As if to prove my point, the Lakers kept the turnovers to a minimum against OKC and stayed competitive.  What happened in the last three minutes? The Lakers turned the ball over.  

The other thing is, Phil needs to fix the issue of tempo. Especially with the bench which has a tendency to get a little wild when most of the starters are out. The Lakers MUST control it. Even if that means early time outs. They have a consistent problem lately that when they get down by double digits—they get sucked into the other team’s transition game, start throwing up desperation bricks and then the other team gets the rebound, takes off back down the court and the Lakers don’t have time to come back and set their defense.

Kobe and Derek Fisher know how to reset the tempo.  Everyone else needs to learn that.  

When the Lakers set their half-court and play smart triangle basketball with plenty of ball movement and, when EVERY SINGLE MAN plays defense, they are unbeatable.
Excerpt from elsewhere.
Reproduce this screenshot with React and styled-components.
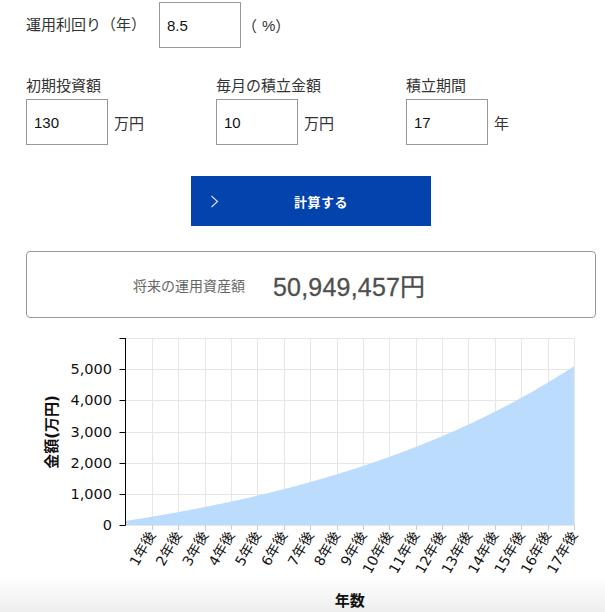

But the issue with speed of other teams has been exposed and every contender will try to exploit it.

The answer is the Lakers have to slow things down. They really don’t have any other option if they want to win. Kobe can’t score 50 points a night or they will double team him to death and it doesn’t seem like anybody else has a hot hand right now.

The only other good thing to come from this is that it is a very serious reality check for the Lakers.  The West is really good.  Everyone wants to take down the defending champs.  

You are going to have to earn this, gentlemen.